Okay thanks so much for info so far. We'd like easy access to ocean, would prefer a bar over gators. fixed keel, need minimum 5 ft., we have exactly 45 feet from waterline to top of mast. we realize we may have a drive from an airport but we're willing to commute an hour or so. have been in the south before so we know we'll have to have help down there so a marina with full service is pretty much a must. thanks again. any info or ideas are helpful.


----------



## CaptainForce (Jan 1, 2006)

'sounds like Ft. Lauderdale would be an excellent choice for you. There are many private dock rentals here. Try a google search for "Lauderdale Docks". Hollywood, Florida also may be a good search area. Closer to Biscayne Bay would be nice for day sails, but you might not find much with a good price that also has some hurricane protection. 'take care and joy, Aythya crew


----------



## joethecobbler (Apr 10, 2007)

Daytona beach and ponce inlet are a short sail to the ocean and a number of marinas $8-10 a foot amenities,rest.etc. eay bus ride/cab to daytona international or a $30 dollar shuttle to Orlando. shopping nearby and public trans. bicycle friendly. as far as hurricane and leaving the boat. It's not been a problem all the years I've been here.
We're casting off early tommorrow morning sailing north. before the heat and bugs show up !


----------



## P35juniper (Feb 11, 2010)

Daytona has Halifax Harbor Marina, it's about 3 miles to the airport, and they have space, we just left on our way to Maine, she was kept there for 9 years before I got her, nice people.


----------



## easjoe (Apr 10, 2010)

I would like to thank everyone for all the good info. 

Joe J.


----------



## imagine2frolic (Aug 7, 2008)

For good protected sailing I would think somewhere on Biscayne Bay. You can have the nightlife of South Beach, or the solitude of anchorages all over the place. Especially on your way through the Keys. There's the ocean just a few minutes away, and the Bahamas within an afternoon.

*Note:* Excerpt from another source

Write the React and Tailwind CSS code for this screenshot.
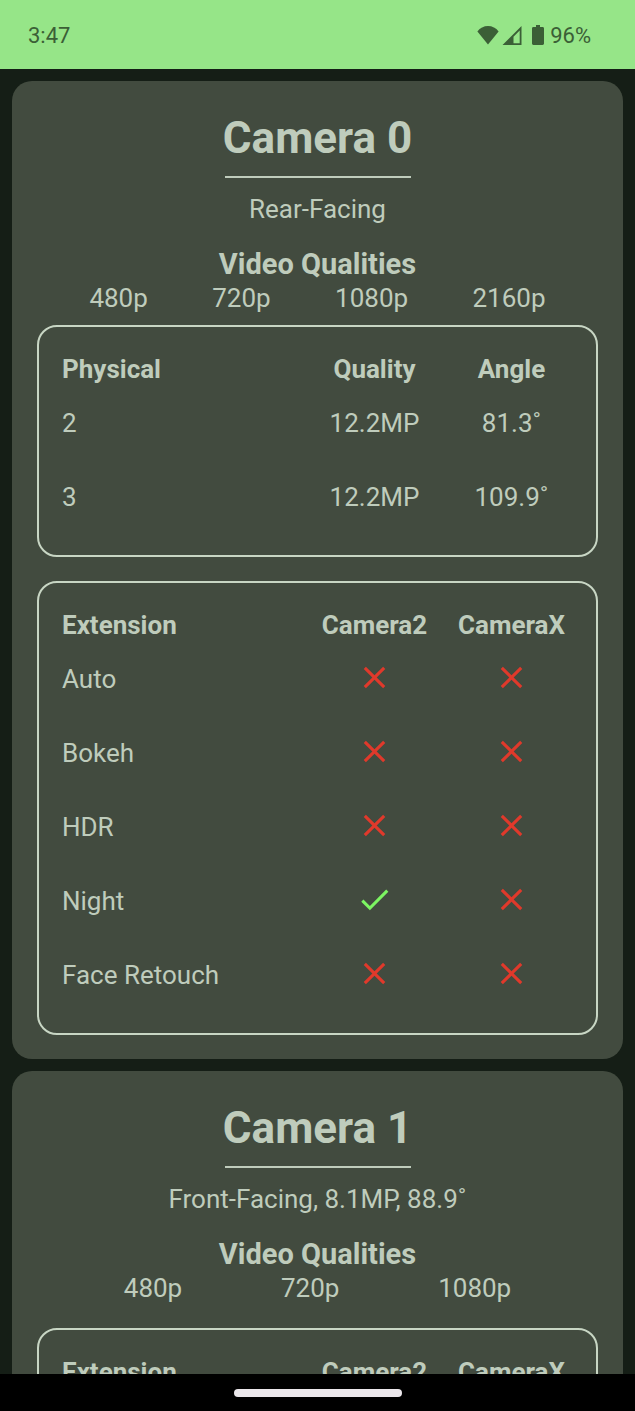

We used South Beach as a hub in our travels in & out of the Bahamas. Also up, and down the Florida coastline from Key West to Jax. South Florida cost more, but there's more fun & diversity there. If you want cheap then it's the St. John's. Of which there are a number of options.........*i2f*


----------



## seikostar (Apr 26, 2010)

joethecobbler said:


> Daytona beach and ponce inlet are a short sail to the ocean and a number of marinas $8-10 a foot amenities,rest.etc. eay bus ride/cab to daytona international or a $30 dollar shuttle to Orlando. shopping nearby and public trans. bicycle friendly. as far as hurricane and leaving the boat. It's not been a problem all the years I've been here.
> We're casting off early tommorrow morning sailing north. before the heat and bugs show up !


Hi I just read your post on the mooring field law. I live in South Daytona
and my 30' Hunter is in the ICW just off Veterians Park Soutn Daytona.
Just to let you know.They are starting up with a proposed mooring field
I do not think it will happen.

We, that is the three boats that are out there all year around, appreciate your the thoroughness in your post.


----------



## LauderBoy (Mar 15, 2010)

Other options would be Harbortown or Cocoa Village Marina in the central east coast. They'd be about 45 mins from the Orlando airport just straight down 528.

Pretty cheap area, maybe $10 a foot + electric, and Harbortown is just a shot out the Port Canaveral lock to the ocean.


----------